Tips for Better Conversion Results
These practices ensure the best possible EPUB-to-Markdown conversion output:
- Verify the file is DRM-free. If the EPUB fails to convert, it is likely DRM-protected. DRM-protected files encrypt their content and cannot be read. Use only DRM-free EPUB files from sources such as Project Gutenberg, Standard Ebooks, or your own published content.
- Check multi-chapter structure in the output.Some EPUB files store the entire book in a single HTML content document rather than using per-chapter files. These still convert correctly, but the output will be a single large section. Use the editor to add chapter headings if needed.

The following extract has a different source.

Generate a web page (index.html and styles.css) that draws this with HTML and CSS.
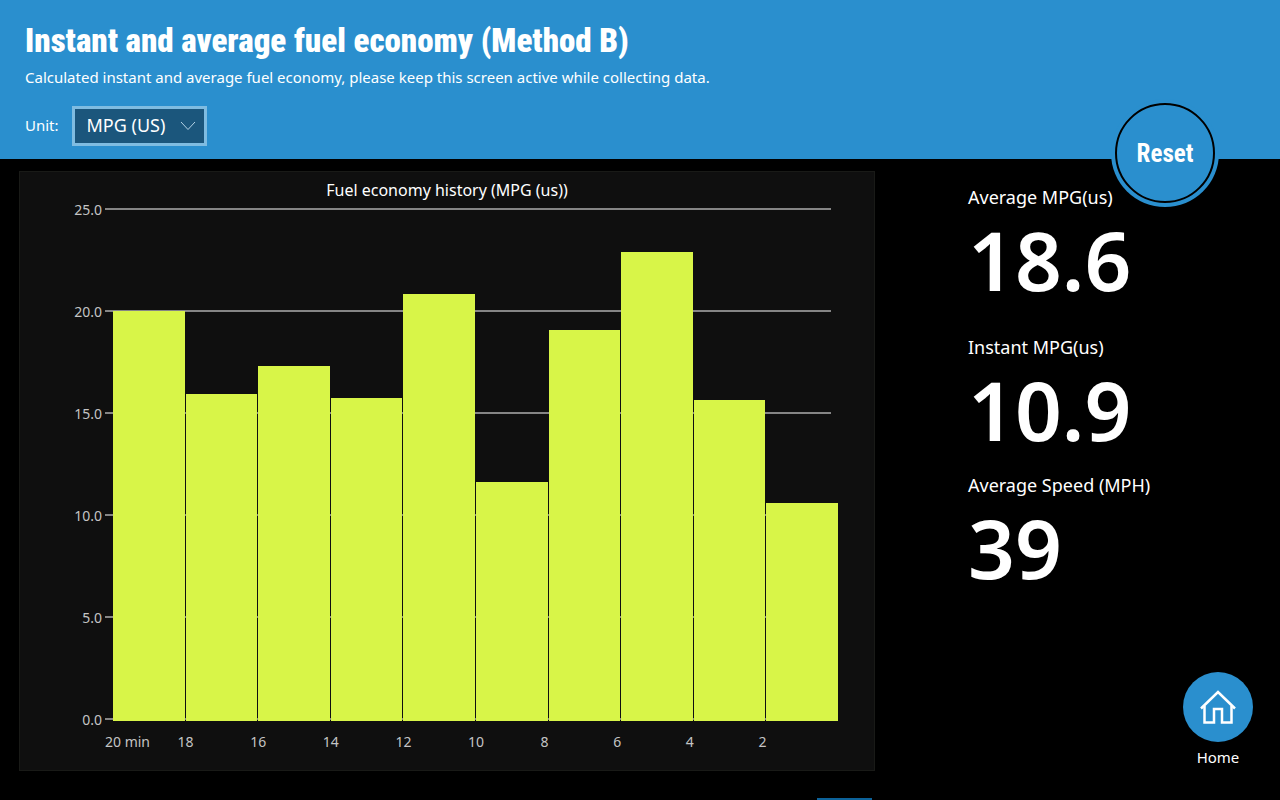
FILE: index.html
```html
<!DOCTYPE html>
<html lang="en">
<head>
<meta charset="utf-8">
<meta name="viewport" content="width=device-width, initial-scale=1">
<title>Instant and average fuel economy</title>
<link rel="stylesheet" href="styles.css">
</head>
<body>
<header class="header">
  <h1 class="title">Instant and average fuel economy (Method B)</h1>
  <p class="subtitle">Calculated instant and average fuel economy, please keep this screen active while collecting data.</p>
  <div class="unit">
    <label class="unit-label" for="unit">Unit:</label>
    <div class="select">
      <select class="select-input" id="unit">
        <option>MPG (US)</option>
        <option>MPG (UK)</option>
        <option>L/100km</option>
      </select>
      <svg class="select-arrow" viewBox="0 0 16 10" aria-hidden="true"><path d="M1 1l7 7.500 7-7.500"/></svg>
    </div>
  </div>
  <button class="reset" type="button">Reset</button>
</header>
<main class="main">
  <div class="history">
    <figure class="chart">
      <figcaption class="chart-title">Fuel economy history (MPG (us))</figcaption>
      <div class="y-axis">
        <span>25.0</span><span>20.0</span><span>15.0</span><span>10.0</span><span>5.0</span><span>0.0</span>
      </div>
      <div class="gridlines">
        <i></i><i></i><i></i><i></i><i></i><i></i>
      </div>
      <div class="bars">
        <div class="bar" style="height:80%"></div>
        <div class="bar" style="height:63.8%"></div>
        <div class="bar" style="height:69.3%"></div>
        <div class="bar" style="height:63%"></div>
        <div class="bar" style="height:83.4%"></div>
        <div class="bar" style="height:46.6%"></div>
        <div class="bar" style="height:76.3%"></div>
        <div class="bar" style="height:91.6%"></div>
        <div class="bar" style="height:62.7%"></div>
        <div class="bar" style="height:42.6%"></div>
      </div>
      <div class="x-axis">
        <span>20 min</span><span>18</span><span>16</span><span>14</span><span>12</span><span>10</span><span>8</span><span>6</span><span>4</span><span>2</span>
      </div>
    </figure>
    <div class="page-marker"></div>
  </div>
  <aside class="side">
    <dl class="stats">
      <div class="stat stat-roomy"><dt>Average MPG(us)</dt><dd>18.6</dd></div>
      <div class="stat"><dt>Instant MPG(us)</dt><dd>10.9</dd></div>
      <div class="stat"><dt>Average Speed (MPH)</dt><dd>39</dd></div>
    </dl>
    <a class="home" href="#home">
      <span class="home-disc">
        <svg class="home-icon" viewBox="0 0 36 34" aria-hidden="true"><path d="M1 18.500L18 2l17 16.500"/><path d="M4.500 16v16.500H14V19h8v13.500h9.500V16"/></svg>
      </span>
      <span>Home</span>
    </a>
  </aside>
</main>
</body>
</html>
```
FILE: styles.css
```css
:root {
  --blue: #2a8fce;
  --ui: "Segoe UI", "Noto Sans", "Open Sans", sans-serif;
}

* { box-sizing: border-box; }

body {
  margin: 0;
  min-height: 100vh;
  display: flex;
  flex-direction: column;
  background: #000;
  color: #fff;
  font: 15px/20px var(--ui);
}

.header {
  position: relative;
  padding: 20px 25px 13px;
  background: var(--blue);
}

.title {
  margin: 0;
  font: 900 33px/42px Impact, "Roboto Condensed", "Open Sans Condensed", "Roboto", sans-serif;
}

.subtitle { margin: 5px 0 19px; }

.unit { display: flex; align-items: center; gap: 13px; }
.unit-label { padding-bottom: 2px; }

.select { display: grid; align-items: center; }

.select-input {
  grid-area: 1 / 1;
  appearance: none;
  width: 135px;
  height: 40px;
  padding: 0 32px 2px 12px;
  border: 3px solid #7fbce1;
  border-radius: 0;
  background: #1b567c;
  color: #fff;
  font: 18px/24px var(--ui);
}

.select-arrow {
  grid-area: 1 / 1;
  justify-self: end;
  width: 16px;
  height: 10px;
  margin-right: 11px;
  fill: none;
  stroke: #b5d3e6;
  pointer-events: none;
}

.reset {
  position: absolute;
  right: 65px;
  bottom: -44px;
  width: 100px;
  height: 100px;
  padding: 2px 0 0;
  border: 2px solid #000;
  border-radius: 50%;
  background: var(--blue);
  box-shadow: 0 0 0 4px var(--blue);
  color: #fff;
  font: bold 25px/28px "Roboto Condensed", "Liberation Sans", sans-serif;
}

.main {
  flex: 1;
  display: grid;
  grid-template-columns: minmax(0, 1fr) 405px;
}

.history {
  display: flex;
  flex-direction: column;
  padding: 12px 0 0 19px;
}

.chart {
  flex: 1;
  display: grid;
  grid-template: 37px minmax(300px, 1fr) 51px / 85px minmax(0, 1fr) 43px;
  margin: 0;
  border: 1px solid #191a17;
  background: #0f0f0f;
  color: #c4c4c4;
  font-size: 14px;
}

.chart-title {
  grid-area: 1 / 1 / 2 / 4;
  padding-top: 8px;
  color: #fff;
  font-size: 16px;
  text-align: center;
}

.y-axis {
  grid-area: 2 / 1;
  display: flex;
  flex-direction: column;
  justify-content: space-between;
  margin: -9px 0 -11px;
  padding-right: 3px;
  text-align: right;
}

.gridlines {
  grid-area: 2 / 2;
  display: flex;
  flex-direction: column;
  justify-content: space-between;
  margin: -1px 0;
}

.gridlines i { height: 2px; background: #858585; }

.bars {
  grid-area: 2 / 2;
  display: grid;
  grid-template-columns: repeat(10, 1fr);
  column-gap: 1px;
  align-items: end;
  margin: 0 -7px -2px 8px;
}

.bar { background: #d8f548; }

.x-axis {
  grid-area: 3 / 2;
  display: grid;
  grid-template-columns: repeat(10, 1fr);
  padding-top: 13px;
  white-space: nowrap;
}

.page-marker {
  align-self: flex-end;
  width: 55px;
  height: 2px;
  margin: 27px 3px 0 0;
  background: #0c6299;
}

.side {
  display: flex;
  flex-direction: column;
  padding: 24px 27px 33px 93px;
}

.stats { margin: 0; }
.stat { margin-bottom: 14px; }
.stat-roomy { margin-bottom: 26px; }
.stat dt { font-size: 18px; line-height: 28px; }
.stat dd { margin: 0; font-size: 82px; line-height: 96px; font-weight: 600; }

.home {
  display: flex;
  flex-direction: column;
  align-items: center;
  align-self: flex-end;
  gap: 5px;
  margin-top: auto;
  color: #fff;
  text-decoration: none;
}

.home-disc {
  display: grid;
  place-items: center;
  width: 70px;
  height: 70px;
  border-radius: 50%;
  background: var(--blue);
}

.home-icon {
  width: 36px;
  height: 34px;
  fill: none;
  stroke: #fff;
  stroke-width: 2.5;
}
```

- Expect image placeholders. Images referenced in the EPUB content are output as Markdown image syntax with the original filename, but the image files themselves are not extracted. Save the EPUB images separately if they are needed in the Markdown output.
- Review front matter metadata. The YAML front matter at the top of the converted document is generated from the EPUB's OPF metadata. Check and edit the title, author, and other fields in the editor as needed before publishing.